M. [B] n'établit pas l'existence d'un préjudice moral, dont il ne donne aucun détail dans ses écritures, imputable à une faute du prêteur de sorte qu'il doit être également débouté de sa demande à ce titre et le jugement confirmé de ce chef.
Sur les demandes annexes :
M. [B], partie perdante, supportera la charge des dépens d'appel.

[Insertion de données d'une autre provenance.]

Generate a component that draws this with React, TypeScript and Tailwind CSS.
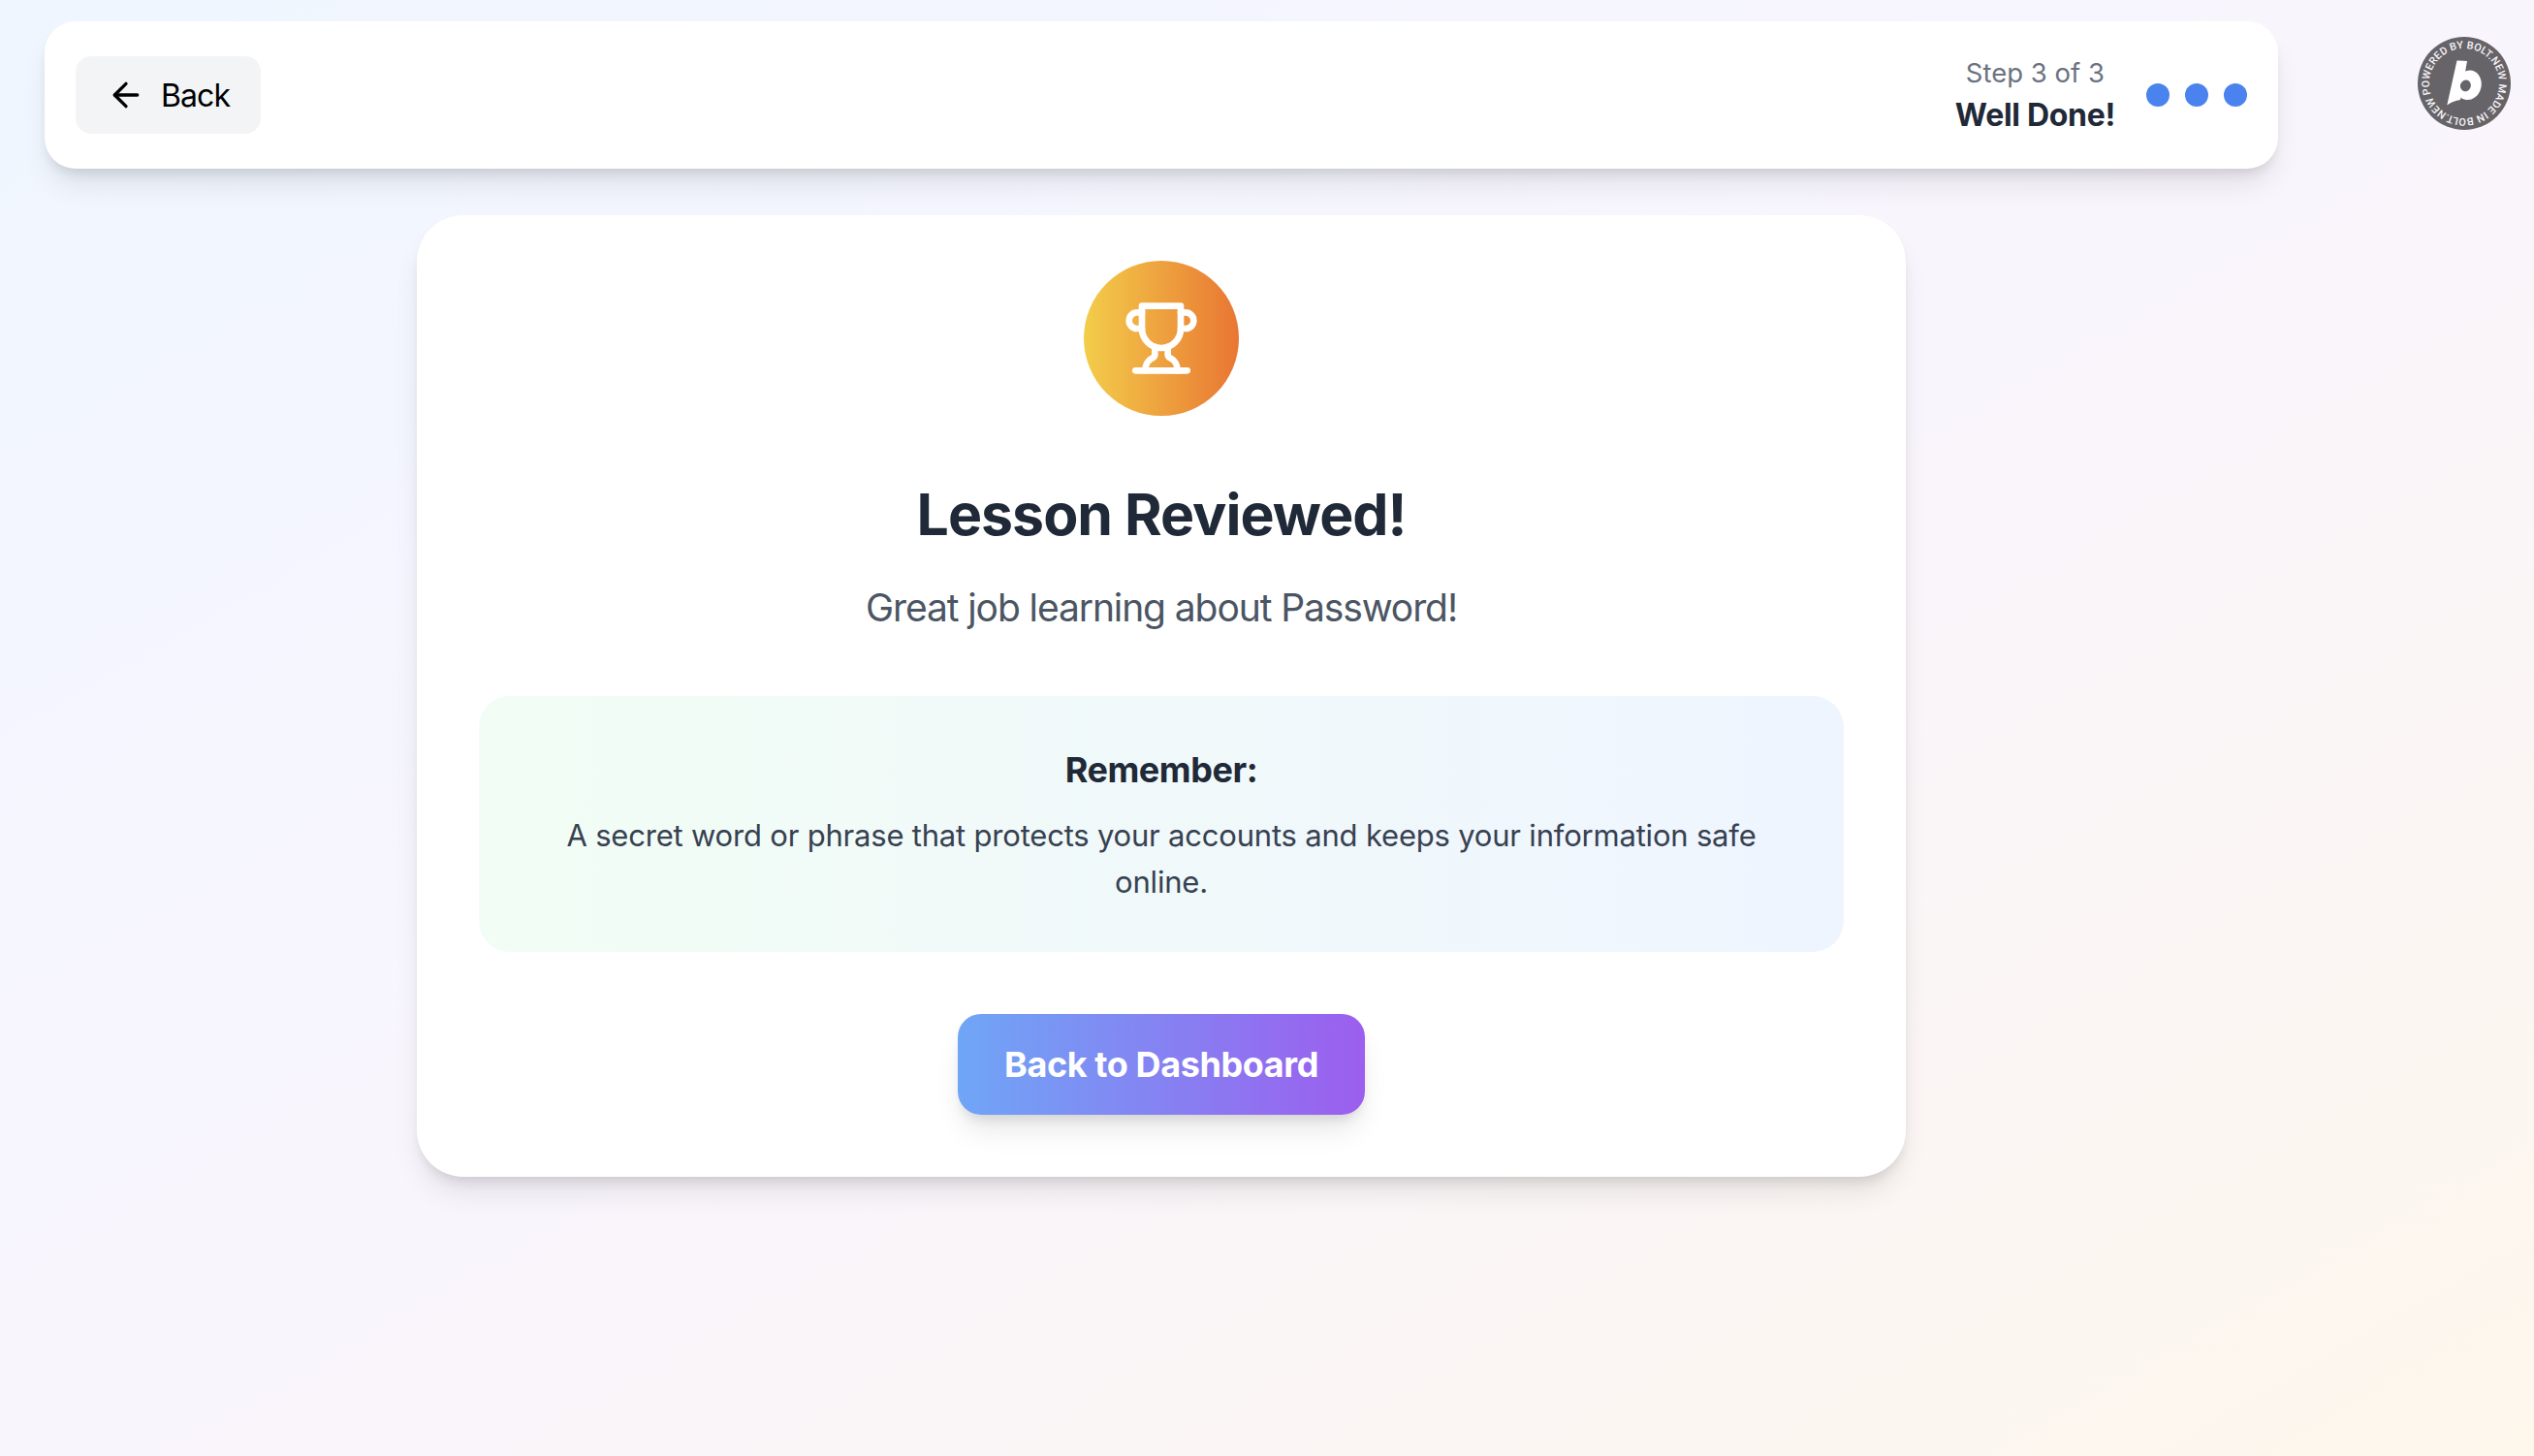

Il n'apparaît pas inéquitable de laisser à la charge de chacune des parties les frais irrépétibles qu'elles ont exposés en cause d'appel de sorte qu'elles seront déboutées de leurs demandes respectives à ce titre, le jugement méritant confirmation en ses dispositions relatives aux frais irrépétibles et aux dépens.
PAR CES MOTIFS :
La cour,
Confirme le jugement,
sauf en ce qu'il a débouté M. [B] de sa demande indemnitaire au titre d'un manquement de la Sa Crédit Foncier à son obligation de mise en garde,
Statuant à nouveau sur le chef infirmé et y ajoutant,
Retient la responsabilité de la Sa Crédit Foncier de France au titre d'un manquement à son obligation de mise en garde à l'égard de M. [R] [B],
La condamne à payer à M. [B] la somme de 5 000 euros à titre de dommages et intérêts,
Déboute les parties de leurs demandes fondées sur l'article 700 du code de procédure civile,
Condamne M. [R] [B] aux dépens d'appel qui seront recouvrés conformément aux dispositions de l'article 699 du code de procédure civile.